Jusqu'à aujourd'hui, les missions catholiques continuent de former des jeunes à la photographie à Saint-Louis. Le Centre Daniel Brottier, actuellement dirigé par le Père Lambrechts, organise pendant les grandes vacances scolaires des sessions de formation à l'intention des jeunes de la vielle cité, qui sont initiés aux métiers de l'audiovisuel (photographie, radio, vidéo) et à l'informatique.

Dans des proportions différentes, les acteurs de la conquête coloniale ont joué le rôle de diffuseurs de la photographie, après en avoir été les canaux par lesquels cette nouvelle invention est apparue au Sénégal, dont la population locale finit par se l'approprier.

* 26 E. Nimis, Photographes de Bamako.
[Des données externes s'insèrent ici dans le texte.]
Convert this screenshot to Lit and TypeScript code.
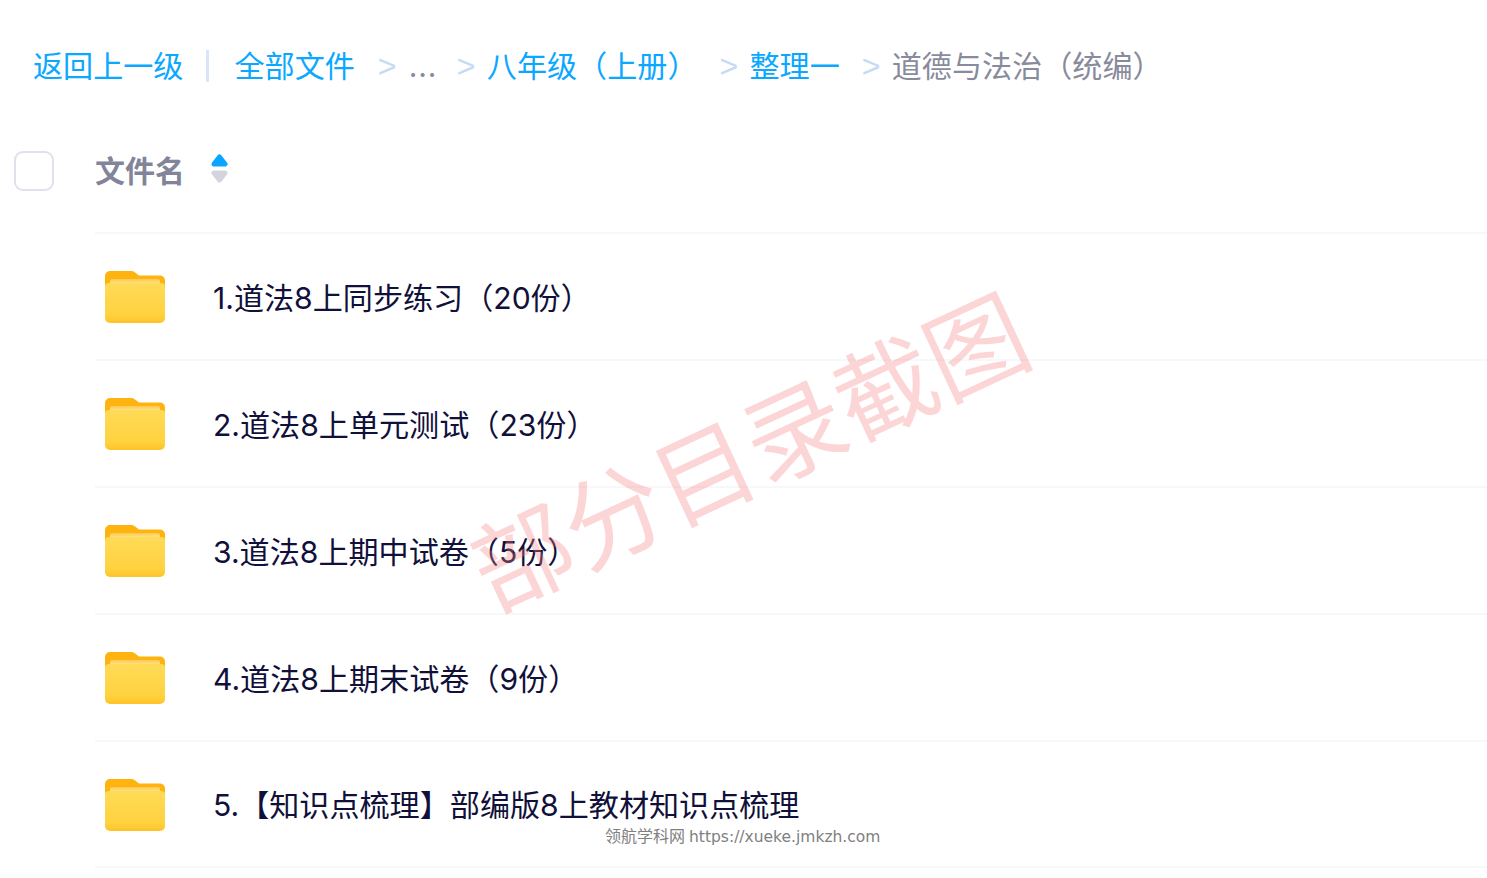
import { LitElement, html, css, svg } from "lit";
import { customElement } from "lit/decorators.js";

const rows = [
  "1.道法8上同步练习（20份）",
  "2.道法8上单元测试（23份）",
  "3.道法8上期中试卷（5份）",
  "4.道法8上期末试卷（9份）",
  "5.【知识点梳理】部编版8上教材知识点梳理",
];

const folder = svg`<svg class="folder" viewBox="0 0 60 54" width="60" height="54">
  <defs>
    <linearGradient id="fb" x1="0" y1="0" x2="0" y2="1">
      <stop offset="0" stop-color="#ffdb57"/><stop offset="0.8" stop-color="#ffd23f"/><stop offset="1" stop-color="#ffc327"/>
    </linearGradient>
    <linearGradient id="fs" x1="0" y1="0" x2="0" y2="1">
      <stop offset="0" stop-color="#ffc94a"/><stop offset="1" stop-color="#ffeaa6"/>
    </linearGradient>
  </defs>
  <path d="M0 6a5 5 0 0 1 5-5h21c2 0 3 .6 4.400 1.800L34 5.500h21a5 5 0 0 1 5 5V28H0Z" fill="#ffb30f"/>
  <rect x="5" y="9" width="50" height="6" rx="2" fill="url(#fs)"/>
  <path d="M0 17a4 4 0 0 1 4-4h52a4 4 0 0 1 4 4v31a5 5 0 0 1-5 5H5a5 5 0 0 1-5-5Z" fill="url(#fb)"/>
</svg>`;

@customElement("app-root")
export class AppRoot extends LitElement {
  static styles = css`
    :host {
      display: block;
      position: relative;
      width: 1487px;
      height: 878px;
      overflow: hidden;
      background: #fff;
      font-family: Inter, "Noto Sans CJK SC", sans-serif;
    }
    .crumbs {
      display: flex;
      align-items: center;
      height: 44px;
      padding: 44px 0 0 33px;
      font-size: 30.1px;
      line-height: 44px;
      color: #0aa8ff;
      white-space: nowrap;
    }
    .bar { width: 3px; height: 32px; background: #d9e6f7; margin: 0 25px 0 23px; }
    .sep { color: #c6daf5; font-size: 32px; font-family: "Liberation Sans", sans-serif; width: 18px; }
    .sep1 { margin-left: 23px; margin-right: 13px; }
    .dots { color: #888b9c; width: 27px; font-size: 30px; letter-spacing: 0.8px; }
    .sep2 { margin-left: 21px; margin-right: 12px; }
    .sep3 { margin-left: 22px; margin-right: 12px; }
    .sep4 { margin-left: 22px; margin-right: 12px; }
    .cur { color: #888b9c; }
    .head {
      display: flex;
      align-items: center;
      height: 40px;
      margin-top: 63px;
      padding-left: 14px;
    }
    .check {
      width: 40px;
      height: 40px;
      box-sizing: border-box;
      border: 2px solid #dfe1ec;
      border-radius: 9px;
    }
    .name {
      margin-left: 41px;
      font-size: 30px;
      font-weight: 700;
      color: #82859a;
      line-height: 40px;
    }
    .sort { margin-left: 26px; margin-top: -5px; display: block; }
    .list { margin: 41px 0 0 95px; }
    .row {
      display: flex;
      align-items: center;
      height: 127px;
      box-sizing: border-box;
      border-top: 2px solid #f7f8fa;
      padding-left: 10px;
    }
    .row:last-child { border-bottom: 2px solid #f7f8fa; height: 128px; }
    .folder { flex: none; display: block; margin-top: 1px; }
    .label {
      margin-left: 48px;
      margin-top: 2px;
      font-size: 30.1px;
      line-height: 40px;
      color: #10103a;
      white-space: nowrap;
    }
    .mark {
      position: absolute;
      left: 447px;
      top: 387px;
      font-size: 100px;
      line-height: 120px;
      color: rgba(245, 130, 130, 0.33);
      white-space: nowrap;
      transform: rotate(-25deg);
      font-family: "Noto Sans CJK SC", sans-serif;
      font-weight: 400;
      pointer-events: none;
    }
    .site {
      position: absolute;
      left: 605px;
      top: 826px;
      font-size: 16px;
      line-height: 22px;
      color: #808080;
      font-family: "DejaVu Sans", "Noto Sans CJK SC", sans-serif;
      white-space: nowrap;
    }
    .url { font-size: 15.5px; margin-left: 4px; }
  `;

  render() {
    return html`
      <div class="crumbs">
        <span>返回上一级</span>
        <span class="bar"></span>
        <span>全部文件</span>
        <span class="sep sep1">&gt;</span>
        <span class="dots">...</span>
        <span class="sep sep2">&gt;</span>
        <span>八年级（上册）</span>
        <span class="sep sep3">&gt;</span>
        <span>整理一</span>
        <span class="sep sep4">&gt;</span>
        <span class="cur">道德与法治（统编）</span>
      </div>
      <div class="head">
        <div class="check"></div>
        <div class="name">文件名</div>
        <svg class="sort" width="17" height="31" viewBox="0 0 17 31">
          <path d="M8.500 4 14 11H3Z" fill="#0aa5ff" stroke="#0aa5ff" stroke-width="5" stroke-linejoin="round"/>
          <path d="M3 20H14L8.500 27Z" fill="#d2d5de" stroke="#d2d5de" stroke-width="5" stroke-linejoin="round"/>
        </svg>
      </div>
      <div class="list">
        ${rows.map((r) => html`<div class="row">${folder}<span class="label">${r}</span></div>`)}
      </div>
      <div class="mark">部分目录截图</div>
      <div class="site">领航学科网<span class="url">https://xueke.jmkzh.com</span></div>
    `;
  }
}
De 1935 à nos jours, op. cit., p. 7

* 27 F. Chapuis, « Les précurseurs de Saint-Louis », in : Anthologie de la photographie africaine et de la diaspora de 1840 à nos jours. Paris : Collection Revue Noire, 1998, p. 51.

* 28 E. Nimis, Photographes d'Afrique de l'ouest. L'expérience Yoruba, Paris, Karthala ; Ibadan : IFRA-Ibadan, 2005, p. 62.
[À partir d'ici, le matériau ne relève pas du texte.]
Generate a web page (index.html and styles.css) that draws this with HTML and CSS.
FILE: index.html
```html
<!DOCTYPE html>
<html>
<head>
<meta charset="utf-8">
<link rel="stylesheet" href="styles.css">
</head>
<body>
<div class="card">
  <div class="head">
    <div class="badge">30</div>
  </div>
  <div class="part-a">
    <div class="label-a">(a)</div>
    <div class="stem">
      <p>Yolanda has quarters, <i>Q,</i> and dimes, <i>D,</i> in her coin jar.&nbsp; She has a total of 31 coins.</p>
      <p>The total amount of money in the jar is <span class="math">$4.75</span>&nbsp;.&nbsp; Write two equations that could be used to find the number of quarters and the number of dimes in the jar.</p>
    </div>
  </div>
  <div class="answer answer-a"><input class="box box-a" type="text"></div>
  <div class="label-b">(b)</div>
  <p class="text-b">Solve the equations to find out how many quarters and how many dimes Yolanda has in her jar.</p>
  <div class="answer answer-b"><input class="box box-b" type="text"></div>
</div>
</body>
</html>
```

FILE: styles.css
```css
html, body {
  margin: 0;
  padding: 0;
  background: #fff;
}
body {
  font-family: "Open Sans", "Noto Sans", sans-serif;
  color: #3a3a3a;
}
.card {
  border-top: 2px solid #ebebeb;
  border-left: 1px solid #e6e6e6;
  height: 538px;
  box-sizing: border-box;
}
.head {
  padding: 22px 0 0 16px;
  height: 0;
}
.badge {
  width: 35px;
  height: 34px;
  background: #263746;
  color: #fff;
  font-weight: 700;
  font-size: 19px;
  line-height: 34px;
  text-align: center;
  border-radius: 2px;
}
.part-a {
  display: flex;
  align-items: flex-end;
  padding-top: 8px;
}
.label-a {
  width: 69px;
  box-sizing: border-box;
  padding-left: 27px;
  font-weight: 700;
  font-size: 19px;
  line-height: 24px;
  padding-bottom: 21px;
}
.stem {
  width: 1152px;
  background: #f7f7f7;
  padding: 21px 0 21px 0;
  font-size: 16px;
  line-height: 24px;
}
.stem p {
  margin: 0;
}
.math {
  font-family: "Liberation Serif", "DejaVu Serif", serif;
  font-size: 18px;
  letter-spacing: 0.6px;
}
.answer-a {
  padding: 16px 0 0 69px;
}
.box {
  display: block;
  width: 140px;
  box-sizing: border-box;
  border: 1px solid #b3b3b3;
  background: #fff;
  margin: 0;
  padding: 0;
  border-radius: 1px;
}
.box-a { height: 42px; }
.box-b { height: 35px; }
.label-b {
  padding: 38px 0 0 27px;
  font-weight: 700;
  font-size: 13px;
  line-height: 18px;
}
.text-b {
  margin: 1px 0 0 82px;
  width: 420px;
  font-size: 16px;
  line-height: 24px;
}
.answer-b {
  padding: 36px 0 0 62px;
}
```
* 29 E. Nimis, Photographes de Bamako. De 1935 à nos jours, op. cit, p. 10.

* 30 ID., op. cit, p. 30.

* 31 F. Chapuis, « Les précurseurs de Saint-Louis », in : Anthologie de la photographie africaine et de la diaspora de 1840 à nos jours. Op. cit., p. 56.

* 32 E. Nimis, Photographes de Bamako. De 1935 à nos jours, op. cit, pp. 11-12.

* 33 F. Chapuis, « Les précurseurs de Saint-Louis », op. cit., p. 51.

* 34 E. Nimis, Photographes d'Afrique de l'ouest. L'expérience Yoruba, Paris : Karthala ; Ibadan : IFRA-Ibadan, 2005, p. 5.

* 35 Mama Casset et les précurseurs de la photographie en Afrique, 1950, Paris : Editions Revue Noire, 1994, p. 82.